# PROBLEM REQUIREMENTS
Each line containing the word "React" should be found and copied.

# GIVEN DATA
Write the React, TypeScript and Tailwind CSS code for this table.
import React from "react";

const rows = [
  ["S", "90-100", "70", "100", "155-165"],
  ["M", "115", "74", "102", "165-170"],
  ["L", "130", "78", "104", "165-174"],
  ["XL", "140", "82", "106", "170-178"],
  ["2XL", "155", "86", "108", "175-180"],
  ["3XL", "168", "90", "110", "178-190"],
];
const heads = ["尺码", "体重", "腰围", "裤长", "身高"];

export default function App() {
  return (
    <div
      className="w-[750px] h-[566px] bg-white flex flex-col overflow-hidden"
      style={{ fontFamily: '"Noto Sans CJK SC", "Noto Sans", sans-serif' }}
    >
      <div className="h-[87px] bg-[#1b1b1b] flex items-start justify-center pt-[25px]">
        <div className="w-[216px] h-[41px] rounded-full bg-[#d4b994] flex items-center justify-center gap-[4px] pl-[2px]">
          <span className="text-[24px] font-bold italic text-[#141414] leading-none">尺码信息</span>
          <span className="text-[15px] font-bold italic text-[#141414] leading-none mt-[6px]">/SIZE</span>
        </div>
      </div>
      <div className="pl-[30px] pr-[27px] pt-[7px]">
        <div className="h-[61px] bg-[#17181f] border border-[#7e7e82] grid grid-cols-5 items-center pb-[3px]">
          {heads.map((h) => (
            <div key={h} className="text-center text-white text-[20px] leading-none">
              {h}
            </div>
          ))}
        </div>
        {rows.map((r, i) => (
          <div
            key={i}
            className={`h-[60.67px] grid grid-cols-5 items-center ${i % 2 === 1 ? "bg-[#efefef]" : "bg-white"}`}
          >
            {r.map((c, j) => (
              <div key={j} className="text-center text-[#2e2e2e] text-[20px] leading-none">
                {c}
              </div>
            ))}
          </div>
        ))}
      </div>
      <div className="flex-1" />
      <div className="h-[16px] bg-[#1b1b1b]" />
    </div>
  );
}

---

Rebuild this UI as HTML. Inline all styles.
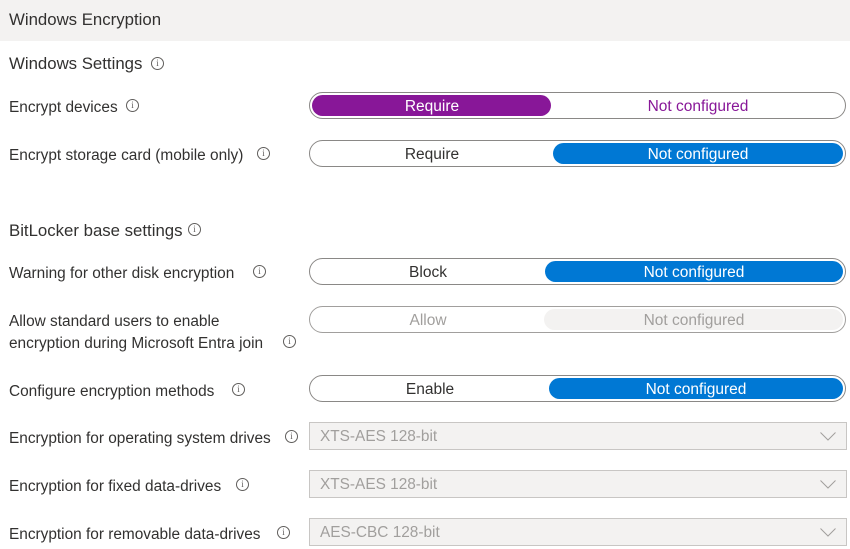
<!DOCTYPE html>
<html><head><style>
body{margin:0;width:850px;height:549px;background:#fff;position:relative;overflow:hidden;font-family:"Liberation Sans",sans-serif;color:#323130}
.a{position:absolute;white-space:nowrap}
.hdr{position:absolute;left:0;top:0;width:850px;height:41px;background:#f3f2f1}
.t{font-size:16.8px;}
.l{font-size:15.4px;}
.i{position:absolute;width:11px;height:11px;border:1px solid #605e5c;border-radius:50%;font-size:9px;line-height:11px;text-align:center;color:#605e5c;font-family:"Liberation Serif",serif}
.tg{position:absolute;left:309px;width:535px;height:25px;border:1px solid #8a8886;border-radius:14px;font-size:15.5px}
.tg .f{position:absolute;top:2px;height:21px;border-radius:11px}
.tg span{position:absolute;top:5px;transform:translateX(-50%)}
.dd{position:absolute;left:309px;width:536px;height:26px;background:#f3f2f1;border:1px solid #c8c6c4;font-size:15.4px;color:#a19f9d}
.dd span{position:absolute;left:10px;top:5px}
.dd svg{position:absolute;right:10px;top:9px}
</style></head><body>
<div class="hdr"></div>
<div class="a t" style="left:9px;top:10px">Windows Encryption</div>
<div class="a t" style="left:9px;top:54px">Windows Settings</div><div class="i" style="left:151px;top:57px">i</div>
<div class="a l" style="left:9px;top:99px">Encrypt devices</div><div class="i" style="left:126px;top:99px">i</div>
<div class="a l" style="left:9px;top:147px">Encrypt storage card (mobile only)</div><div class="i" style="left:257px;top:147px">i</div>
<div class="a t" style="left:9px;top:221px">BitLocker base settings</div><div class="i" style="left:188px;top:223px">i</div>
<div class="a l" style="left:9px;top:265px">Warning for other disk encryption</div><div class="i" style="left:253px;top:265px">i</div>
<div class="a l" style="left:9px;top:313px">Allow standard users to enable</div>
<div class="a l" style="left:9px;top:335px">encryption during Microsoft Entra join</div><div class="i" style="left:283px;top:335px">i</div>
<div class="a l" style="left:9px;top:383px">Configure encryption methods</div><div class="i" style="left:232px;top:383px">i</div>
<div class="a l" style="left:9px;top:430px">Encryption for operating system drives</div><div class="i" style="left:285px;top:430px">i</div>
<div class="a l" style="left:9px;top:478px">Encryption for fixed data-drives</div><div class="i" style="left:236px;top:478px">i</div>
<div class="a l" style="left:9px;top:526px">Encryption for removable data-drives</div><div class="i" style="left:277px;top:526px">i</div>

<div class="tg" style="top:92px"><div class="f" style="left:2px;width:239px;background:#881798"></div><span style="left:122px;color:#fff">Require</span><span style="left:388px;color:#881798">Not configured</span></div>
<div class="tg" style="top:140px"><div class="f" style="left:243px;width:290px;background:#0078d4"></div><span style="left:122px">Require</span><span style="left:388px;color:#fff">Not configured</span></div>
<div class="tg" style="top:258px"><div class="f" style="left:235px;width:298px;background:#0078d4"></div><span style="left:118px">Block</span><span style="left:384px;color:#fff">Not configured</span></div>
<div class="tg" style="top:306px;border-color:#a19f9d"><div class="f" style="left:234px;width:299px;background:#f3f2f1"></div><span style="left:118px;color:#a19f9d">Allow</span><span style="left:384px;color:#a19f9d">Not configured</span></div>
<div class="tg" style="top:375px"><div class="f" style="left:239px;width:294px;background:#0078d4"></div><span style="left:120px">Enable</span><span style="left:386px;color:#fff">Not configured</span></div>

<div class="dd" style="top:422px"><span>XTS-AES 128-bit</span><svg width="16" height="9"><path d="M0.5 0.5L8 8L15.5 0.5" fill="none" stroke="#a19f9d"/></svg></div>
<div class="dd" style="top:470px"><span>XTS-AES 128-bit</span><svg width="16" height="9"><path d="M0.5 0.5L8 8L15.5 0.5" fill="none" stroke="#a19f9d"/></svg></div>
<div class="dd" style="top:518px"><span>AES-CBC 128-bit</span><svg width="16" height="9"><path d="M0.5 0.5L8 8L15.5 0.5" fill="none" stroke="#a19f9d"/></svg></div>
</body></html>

# RESULT OF THE TASK
Write the React, TypeScript and Tailwind CSS code for this table.
import React from "react";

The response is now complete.